Ma première question voudrait porter sur la genèse de votre nouveau roman, le splendide Le Pas de la Demi-Lune. Comment est née l’idée d’offrir le récit de Mahashima, ce lieu fictif, mais si proche, dans sa géographie de Marseille, ce lieu comme hanté par le Japon des Samouraïs où Shakudo et Ryoshu évoluent après un vaste conflit qui paraît avoir duré des générations ? On sait que vous avez bénéficié pour ce livre d’une mission Stendhal de l’Institut français au Japon : est-ce à l’occasion de ce séjour que vous avez conçu cette histoire ? Ou bien, puisque la poésie japonaise occupe une large part dans votre récit, s’agit-il d’un récit inspiré de lectures japonisantes ? On pense également à Mizoguchi en vous lisant : le cinéma a-t-il eu une influence sur votre écriture ?
Lorsque j’ai obtenu une bourse pour un séjour au Japon, en 2018, j’avais déjà achevé la totalité de mes notes préparatoires ; il ne me restait plus qu’à amorcer la lente rédaction du roman. À la vérité, il n’y a pour finir qu’une demi-page du livre que je peux rattacher à mon séjour à Kyoto, et qui tient dans la description des barrières végétales dont on y entoure les jardins. Cela dit, avec un emploi à plein temps et avec deux enfants, trente jours tout à moi, c’était là le vrai trésor de cette bourse Stendhal, la première « résidence » qu’il m’a été donné de faire : j’ai beaucoup marché et, surtout, j’ai écrit les dix ou quinze premières pages de la Demi-Lune.

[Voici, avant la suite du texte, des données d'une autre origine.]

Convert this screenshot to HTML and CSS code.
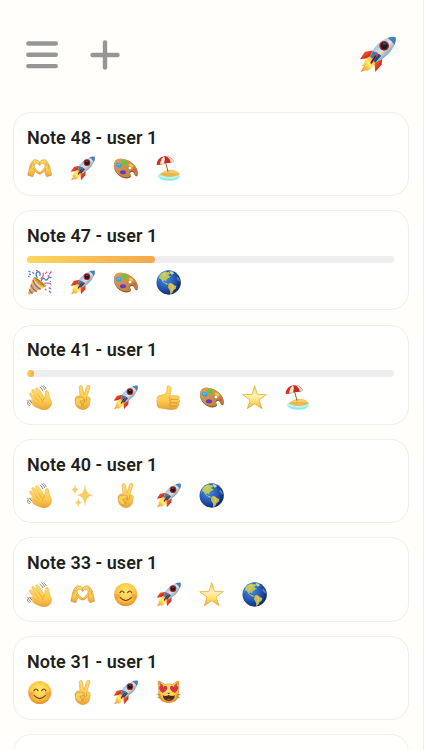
FILE: index.html
```html
<!DOCTYPE html>
<html lang="en">
<head>
<meta charset="utf-8">
<meta name="viewport" content="width=device-width, initial-scale=1">
<title>Notes</title>
<link rel="stylesheet" href="styles.css">
</head>
<body>
<svg class="sprite" width="0" height="0" aria-hidden="true">
  <defs>
    <linearGradient id="skin" x1="0" y1="0" x2="0" y2="1"><stop offset="0" stop-color="#ffdf66"/><stop offset=".6" stop-color="#fdcc50"/><stop offset="1" stop-color="#e9a237"/></linearGradient>
    <radialGradient id="face" cx=".5" cy=".38" r=".62"><stop offset="0" stop-color="#ffea72"/><stop offset=".65" stop-color="#fcc845"/><stop offset="1" stop-color="#e88b25"/></radialGradient>
    <linearGradient id="hull" x1="0" y1="0" x2="1" y2="1"><stop offset="0" stop-color="#3d78b8"/><stop offset=".3" stop-color="#9dc9ed"/><stop offset=".5" stop-color="#dce6e9"/><stop offset=".72" stop-color="#7796b4"/><stop offset="1" stop-color="#173d6c"/></linearGradient>
    <linearGradient id="fin" x1="0" y1="0" x2="1" y2="1"><stop offset="0" stop-color="#f77442"/><stop offset=".5" stop-color="#e33a20"/><stop offset="1" stop-color="#98190f"/></linearGradient>
    <linearGradient id="flame" x1="1" y1="0" x2="0" y2="1"><stop offset="0" stop-color="#f79a1e"/><stop offset=".45" stop-color="#fff06a"/><stop offset="1" stop-color="#f07c28"/></linearGradient>
    <radialGradient id="ocean" cx=".36" cy=".35" r=".66"><stop offset="0" stop-color="#4b8de0"/><stop offset=".6" stop-color="#2358b4"/><stop offset="1" stop-color="#122c70"/></radialGradient>
    <linearGradient id="gold" x1="0" y1="0" x2="0" y2="1"><stop offset="0" stop-color="#ffc843"/><stop offset=".4" stop-color="#fff3bb"/><stop offset=".7" stop-color="#ffdf6d"/><stop offset="1" stop-color="#f5a72c"/></linearGradient>
    <linearGradient id="wood" x1="0" y1="0" x2="1" y2="1"><stop offset="0" stop-color="#dca458"/><stop offset="1" stop-color="#bb7a3a"/></linearGradient>
  </defs>

  <symbol id="rocket" viewBox="0 0 75 75">
    <path d="M30 29 12 32 2 47 24 44Z" fill="url(#fin)"/>
    <path d="M47 46 46 58 33 73 31 54Z" fill="url(#fin)"/>
    <path d="M22 41 Q10 46 10 56 L5 61 10 61 3 73 15 69 15 72 27 65 34 51Z" fill="url(#flame)"/>
    <path d="M23 41 Q29 21 46 10 Q59 1 74 2 Q76 15 65 30 Q53 46 33 54Z" fill="url(#hull)"/>
    <path d="M58 4 Q66 1 74 2 Q76 9 72 18 Q66 9 58 4Z" fill="#487eb9"/>
    <path d="M28 31 23 43 28 46 38 34Z" fill="#3f7bb8"/>
    <path d="M40 36 45 40 33 54 29 49Z" fill="#244d7c"/>
    <path d="M38 35 24 56" stroke="#c4432b" stroke-width="4"/>
    <path d="M34 40 25 54" stroke="#4c211f" stroke-width="3"/>
    <circle cx="51" cy="20" r="10" fill="#c8261b"/>
    <circle cx="51" cy="20" r="7.3" fill="#141b26"/>
    <path d="M48 17 Q51 14 55 17" stroke="#67788a" stroke-width="2" fill="none"/>
    <path d="M39 34 48 35" stroke="#f3d16e" stroke-width="2"/>
  </symbol>

  <symbol id="hearthands" viewBox="0 0 75 75">
    <g id="half-heart">
      <path d="M3 53 Q7 43 7 34 Q10 22 18 14 Q22 9 28 12 Q35 12 38 19 L38 28 Q31 19 25 22 Q19 27 23 35 Q28 43 38 50 L38 54 Q31 53 26 48 L22 43 Q24 52 17 62 L3 58Z" fill="url(#skin)" stroke="#d58f30" stroke-width="1.9"/>
      <path d="M14 24 Q11 30 12 38M20 17 Q17 21 18 28M19 36 22 43" fill="none" stroke="#cf8930" stroke-width="1.8"/>
    </g>
    <use href="#half-heart" transform="matrix(-1 0 0 1 76 0)"/>
  </symbol>

  <symbol id="palette" viewBox="0 0 75 75">
    <path d="M4 21 Q8 7 28 9 Q50 12 64 28 Q76 41 74 57 Q73 62 68 60 Q65 59 63 52 Q59 43 52 50 Q49 53 53 57 Q57 65 45 67 Q27 69 12 53 Q-1 37 4 21Z" fill="#8a552a"/>
    <path d="M4 20 Q9 6 28 8 Q50 11 64 27 Q75 40 74 54 Q71 60 67 56 Q64 54 63 48 Q58 40 51 47 Q48 50 52 55 Q56 62 44 64 Q26 65 12 50 Q0 35 4 20Z" fill="url(#wood)"/>
    <circle cx="51" cy="36" r="5.5" fill="#fffefa" stroke="#774820" stroke-width="1"/>
    <ellipse cx="17" cy="28" rx="9" ry="7" fill="#38a3e3" transform="rotate(25 17 28)"/>
    <ellipse cx="33" cy="19" rx="8" ry="7" fill="#5fc440"/>
    <ellipse cx="54" cy="28" rx="8" ry="4" fill="#e8cf3a" transform="rotate(30 54 28)"/>
    <ellipse cx="30" cy="49" rx="9" ry="6" fill="#6c36c4"/>
    <ellipse cx="66" cy="43" rx="7" ry="3.5" fill="#e8544c" transform="rotate(45 66 43)"/>
    <path d="M12 27 Q16 23 21 27M29 18 32 16" stroke="#9bd6ec" stroke-width="2" fill="none"/>
  </symbol>

  <symbol id="beach" viewBox="0 0 75 75">
    <ellipse cx="39" cy="61" rx="34" ry="12" fill="#b6f4f0"/>
    <path d="M8 62 Q24 70 52 68 L70 62 Q65 74 40 74 Q15 74 8 62Z" fill="#8beaec"/>
    <path d="M10 55 Q24 43 43 41 Q64 42 72 55 Q58 63 37 63 Q21 62 10 55Z" fill="#edb64c"/>
    <path d="M17 51 Q31 43 47 43 Q63 46 68 53 Q47 48 17 51Z" fill="#f6cf6f"/>
    <path d="M27 12 36 47" stroke="#8f622e" stroke-width="3"/>
    <path d="M2 27 Q3 4 25 1 Q46 -2 54 17 L42 20 29 21 15 26Z" fill="#d82e29"/>
    <path d="M13 26 Q13 8 25 1 Q28 8 25 22Z" fill="#fff3d7"/>
    <path d="M29 1 Q41 5 44 19 L54 17 Q46 1 29 1Z" fill="#e9dcc5"/>
    <path d="M25 1 Q38 6 44 20 L25 22 Q30 9 25 1Z" fill="#c92624"/>
  </symbol>

  <symbol id="party" viewBox="0 0 75 75">
    <path d="M20 21 3 70 Q5 76 11 73 L57 48Z" fill="#e9b740"/>
    <path d="M21 25 16 38 Q25 53 39 58 L49 53 Q29 42 21 25Z" fill="#f6d269"/>
    <path d="M18 30 Q22 48 41 58M12 44 Q16 58 29 65M7 58 Q8 65 17 70" fill="none" stroke="#8a5fc4" stroke-width="4"/>
    <path d="M20 20 Q36 25 58 47 Q54 53 44 47 Q25 39 20 20Z" fill="#d39a3c"/>
    <path d="M25 24 Q42 35 50 47" stroke="#9a6a32" stroke-width="3" fill="none"/>
    <path d="M31 24 Q22 9 34 5 Q42 8 38 18M43 33 Q45 20 53 27 Q58 35 63 25 Q67 20 73 24" fill="none" stroke="#4776c9" stroke-width="4"/>
    <path d="M41 27 Q52 17 48 8M52 40 Q64 37 73 43M60 5 55 12M67 13 73 4" fill="none" stroke="#df4b84" stroke-width="3.5"/>
    <path d="M3 3 11 6M6 12 12 14M16 6 21 12M65 53 73 57" stroke="#5792d6" stroke-width="4"/>
    <path d="M3 19 8 20M27 2 32 1M62 16 67 19M66 63 72 68M54 57 58 60" stroke="#d9499a" stroke-width="4"/>
    <circle cx="47" cy="22" r="2" fill="#efa236"/><circle cx="70" cy="34" r="2" fill="#bc4fc3"/>
  </symbol>

  <symbol id="globe" viewBox="0 0 75 75">
    <circle cx="38" cy="37.5" r="36.5" fill="url(#ocean)"/>
    <path d="M10 17 Q16 8 28 4 L34 7 39 5 43 11 37 14 39 18 45 19 39 23 34 26 30 30 31 35 25 31 21 34 27 39 33 40 37 43 32 44 21 37 15 28 9 25Z" fill="#b9c75b"/>
    <path d="M37 42 43 38 51 42 53 45 61 48 59 56 53 60 49 68 43 73 42 62 36 52Z" fill="#c6bb55"/>
    <path d="M41 3 52 5 53 11 47 14 42 9Z" fill="#c9d3a0"/>
    <path d="M64 20 70 27 72 35 66 31 61 25Z" fill="#5c86a8"/>
    <path d="M16 15 26 9 29 13 20 22M43 43 51 48 46 61" stroke="#e1d36f" stroke-width="3" fill="none"/>
    <path d="M7 33 Q6 18 18 10" stroke="#8bb7ec" stroke-width="2" fill="none" opacity=".5"/>
  </symbol>

  <symbol id="wave" viewBox="0 0 75 75">
    <path d="M20 63 11 49 Q9 44 14 44 L22 50 8 29 Q6 24 11 23 L15 26 29 42 15 20 Q13 14 18 13 L23 17 38 36 26 14 Q25 8 31 8 L36 13 53 38 55 23 Q55 17 60 16 Q65 17 65 24 Q66 38 73 48 Q77 62 64 71 Q52 78 38 71 Q28 68 20 63Z" fill="url(#skin)" stroke="#dfa03a" stroke-width="1.3"/>
    <path d="M22 50 30 58M29 42 37 52M38 36 45 46M53 39 Q45 45 47 55" fill="none" stroke="#d89128" stroke-width="1.7"/>
    <path d="M43 2 Q51 6 53 15M49 1 Q56 6 58 12M38 6 Q45 10 48 18M2 45 Q4 54 12 59M0 51 Q2 59 8 63M7 44 Q9 50 15 54" fill="none" stroke="#555" stroke-width="2"/>
  </symbol>

  <symbol id="victory" viewBox="0 0 75 75">
    <path d="M15 42 Q14 60 22 67 Q29 74 39 74 Q54 73 58 61 L61 44 Q62 36 53 35 L51 34 60 7 Q61 1 56 1 Q51 0 49 7 L42 29 37 5 Q35 0 30 2 Q26 4 28 10 L30 33 Q18 31 15 42Z" fill="url(#skin)" stroke="#d6943a" stroke-width="1.4"/>
    <path d="M16 48 Q15 40 22 37 L34 36 Q43 36 43 42 Q43 47 35 48 L29 49 34 57 Q36 62 32 65 Q29 67 25 62" fill="#fbd056" stroke="#c5832c" stroke-width="1.7"/>
    <path d="M43 42 Q45 50 40 55 Q38 59 39 64M50 36 50 47 Q47 53 42 49" fill="none" stroke="#ca8529" stroke-width="1.7"/>
  </symbol>

  <symbol id="thumb" viewBox="0 0 75 75">
    <path d="M3 40 Q4 32 13 31 L28 27 Q34 18 33 7 Q33 1 39 2 Q47 4 45 18 L42 32 63 32 Q71 32 71 38 Q70 42 66 43 Q73 44 71 51 Q70 54 66 54 Q72 56 68 62 Q66 64 63 64 Q67 69 60 72 Q45 77 27 71 L9 69 Q1 66 3 40Z" fill="url(#skin)" stroke="#da9327" stroke-width="1.3"/>
    <path d="M43 34 Q37 39 42 43 L66 43M45 44 Q38 49 43 53 L66 54M44 54 Q38 59 43 63L63 64M44 65 Q41 69 45 72" fill="none" stroke="#cc8726" stroke-width="2"/>
  </symbol>

  <symbol id="star" viewBox="0 0 75 75">
    <path d="M38 2 46 28 73 29 51 45 60 71 38 56 16 71 24 45 2 29 30 28Z" fill="url(#gold)" stroke="#e9ae39" stroke-width="2.4" stroke-linejoin="round"/>
  </symbol>

  <symbol id="sparkles" viewBox="0 0 75 75">
    <path d="M45 4 Q46 34 68 37 Q47 40 45 70 Q43 40 22 37 Q44 34 45 4ZM15 4 Q16 19 25 20 Q16 21 15 35 Q14 21 4 20 Q14 19 15 4ZM25 45 Q26 58 35 59 Q26 60 25 73 Q24 60 15 59 Q24 58 25 45Z" fill="#fbcc62" stroke="#fbcc62" stroke-width=".6"/>
  </symbol>

  <symbol id="smile" viewBox="0 0 75 75">
    <circle cx="38" cy="37.5" r="34.5" fill="url(#face)"/>
    <circle cx="14" cy="43" r="8" fill="#f39045" opacity=".6"/><circle cx="62" cy="43" r="8" fill="#f39045" opacity=".6"/>
    <path d="M21 32 Q27 22 33 32M44 32 Q50 22 56 32M22 47 Q38 65 55 47" fill="none" stroke="#70401b" stroke-width="3.5" stroke-linecap="round"/>
  </symbol>

  <symbol id="cat" viewBox="0 0 75 75">
    <path d="M8 31 6 6 Q7 2 12 4 L26 13 Q38 9 50 13 L64 3 Q69 2 69 8 L68 31 Q74 62 46 67 Q38 70 29 67 Q2 61 8 31Z" fill="url(#face)" stroke="#cc812d" stroke-width="1.3"/>
    <path d="M11 9 13 22 23 16ZM64 9 62 22 53 16Z" fill="#b46b35"/>
    <path id="heart-eye" d="M19 39 Q4 24 12 18 Q18 14 22 21 Q31 13 34 22 Q36 32 19 39Z" fill="#dd3141"/>
    <use href="#heart-eye" transform="matrix(-1 0 0 1 76 0)"/>
    <path d="M33 38 H43 L38 43Z" fill="#704128"/>
    <path d="M20 46 Q29 50 38 45 Q47 50 57 46 Q54 63 38 63 Q23 63 20 46Z" fill="#4b2b1d"/>
    <path d="M31 58 Q38 54 46 58 Q38 63 31 58Z" fill="#c9504b"/>
    <path d="M2 43 15 45M3 54 15 50M73 43 61 45M73 54 61 50" stroke="#826039" stroke-width="1.5"/>
  </symbol>
</svg>

<div class="screen">
  <header class="topbar">
    <svg class="menu" viewBox="0 0 32 28"><path d="M2.3 2.5H29.8M2.3 13.8H29.8M2.3 25.1H29.8"/></svg>
    <svg class="add" viewBox="0 0 30 30"><path d="M15 2.5V27.5M2.5 15H27.5"/></svg>
    <svg class="avatar"><use href="#rocket"/></svg>
  </header>
  <main class="notes">
    <article class="note">
      <h2>Note 48 - user 1</h2>
      <div class="reactions"><svg><use href="#hearthands"/></svg><svg><use href="#rocket"/></svg><svg><use href="#palette"/></svg><svg><use href="#beach"/></svg></div>
    </article>
    <article class="note">
      <h2>Note 47 - user 1</h2>
      <div class="progress"><div class="fill" style="width:35%"></div></div>
      <div class="reactions"><svg><use href="#party"/></svg><svg><use href="#rocket"/></svg><svg><use href="#palette"/></svg><svg><use href="#globe"/></svg></div>
    </article>
    <article class="note">
      <h2>Note 41 - user 1</h2>
      <div class="progress"><div class="fill" style="width:2%"></div></div>
      <div class="reactions"><svg><use href="#wave"/></svg><svg><use href="#victory"/></svg><svg><use href="#rocket"/></svg><svg><use href="#thumb"/></svg><svg><use href="#palette"/></svg><svg><use href="#star"/></svg><svg><use href="#beach"/></svg></div>
    </article>
    <article class="note">
      <h2>Note 40 - user 1</h2>
      <div class="reactions"><svg><use href="#wave"/></svg><svg><use href="#sparkles"/></svg><svg><use href="#victory"/></svg><svg><use href="#rocket"/></svg><svg><use href="#globe"/></svg></div>
    </article>
    <article class="note">
      <h2>Note 33 - user 1</h2>
      <div class="reactions"><svg><use href="#wave"/></svg><svg><use href="#hearthands"/></svg><svg><use href="#smile"/></svg><svg><use href="#rocket"/></svg><svg><use href="#star"/></svg><svg><use href="#globe"/></svg></div>
    </article>
    <article class="note">
      <h2>Note 31 - user 1</h2>
      <div class="reactions"><svg><use href="#smile"/></svg><svg><use href="#victory"/></svg><svg><use href="#rocket"/></svg><svg><use href="#cat"/></svg></div>
    </article>
    <article class="note"></article>
  </main>
</div>
</body>
</html>
```
FILE: styles.css
```css
* {
  box-sizing: border-box;
}

body {
  margin: 0;
  background: #fffefa;
  color: #1f1f20;
  font-family: Roboto, "Liberation Sans", sans-serif;
}

.sprite {
  position: absolute;
}

.screen {
  height: 750px;
  overflow: hidden;
  border-right: 1px solid #efebef;
}

.topbar {
  display: flex;
  align-items: center;
  height: 111.8px;
  padding: 0 27px 0 25.5px;
}

.menu,
.add {
  fill: none;
  stroke: #969696;
  stroke-width: 4.4px;
  stroke-linecap: round;
}

.menu {
  width: 32px;
  height: 28px;
  margin-bottom: 1px;
}

.add {
  width: 30px;
  height: 30px;
  margin: 0 0 1px 32.5px;
}

.avatar {
  width: 37px;
  height: 37px;
  margin: 0 0 3px auto;
}

.notes {
  display: flex;
  flex-direction: column;
  gap: 14.2px;
  padding: 0 14px 0 12.5px;
}

.note {
  flex: none;
  height: 84.3px;
  padding: 13.8px 14px 0 13.5px;
  border: 1px solid #eeeef1;
  border-radius: 18px;
  background: #fffffe;
}

.note:has(.progress) {
  height: 100.1px;
}

.note h2 {
  margin: 0;
  font-size: 18px;
  line-height: 22px;
  font-weight: 600;
  letter-spacing: 0.05px;
  white-space: nowrap;
}

.progress {
  height: 7px;
  margin-top: 8.8px;
  border-radius: 4px;
  background: #eeeeee;
}

.fill {
  height: 7px;
  border-radius: 4px;
  background: linear-gradient(90deg, #fbd65d, #f4a84c);
}

.reactions {
  display: flex;
  gap: 18px;
  margin-top: 7.8px;
}

.progress + .reactions {
  margin-top: 7.6px;
}

.reactions svg {
  width: 25px;
  height: 25px;
}
```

L’idée d’hybrider certains thèmes du Japon ancien avec une topographie provençale m’est venue il y a assez longtemps, et d’emblée j’ai su que ce serait un moyen d’être contemporain en secret. La recette, assez enfantine, a été la suivante : lire des dizaines de livres japonais, puis chinois, en pensant continûment aux collines de mon enfance et de mon adolescence : Petite Crau, Alpilles, Sainte-Victoire, Marseilleveyre. J’ai lu d’abord de la poésie, puis des chroniques, des romans et enfin des livres d’histoire (notamment de Jacqueline Pigeot et de Pierre-François Souyri). J’ai cavalé au fil de récits médiévaux, par exemple, sans jamais avoir l’ambition de me faire une idée juste, une idée claire de telle ou telle grande époque de l’Asie ancienne. Ces lectures sans ordre, parmi les traductions disponibles, ont quelque chose de parfaitement imprévisible, qui est à la fois épuisant et délicieux. Comme les pilleurs d’épaves, on arpente les rochers, on s’use les yeux à fouiller les brouillards, on fait de petites prières en douce. J’ai trouvé des tas de merveilles le long du rivage, des objets étranges, de simples outils, et plus de choses poignantes que je n’en avais lues depuis longtemps. Ensuite, la rêverie se poursuivait dans les collines et la garrigue, où quantité d’éléments des poétiques chinoise et japonaise sont venus polliniser, pour bientôt proliférer et muter à l’intérieur de mon roman, de mon conte ou de mon poème.
L’énorme petit élément vrai à partir duquel j’ai démarré ma popote, c’est l’abandon de la capitale Kyoto, en 1180, pour en bâtir une nouvelle (qui ne dura que six mois) au bord de la mer, à Fukuhara (actuelle Kobe). On trouve la description de cet épisode de la guerre de Genpei dans le Dit des Heiké, mais aussi dans les Notes de ma cabane de moine de Kamo no Chomei. Catastrophe sans nom pour les contemporains ! (Du moins pour ceux qui ont eu la parole.) J’ai aussitôt transposé l’affaire à Marseille, avec nouvelle capitale bâtie à Marignane, sur l’Étang de Berre, et, surtout, j’ai vu dans ce pouvoir qui se fait la malle toutes les chances d’une saison heureuse.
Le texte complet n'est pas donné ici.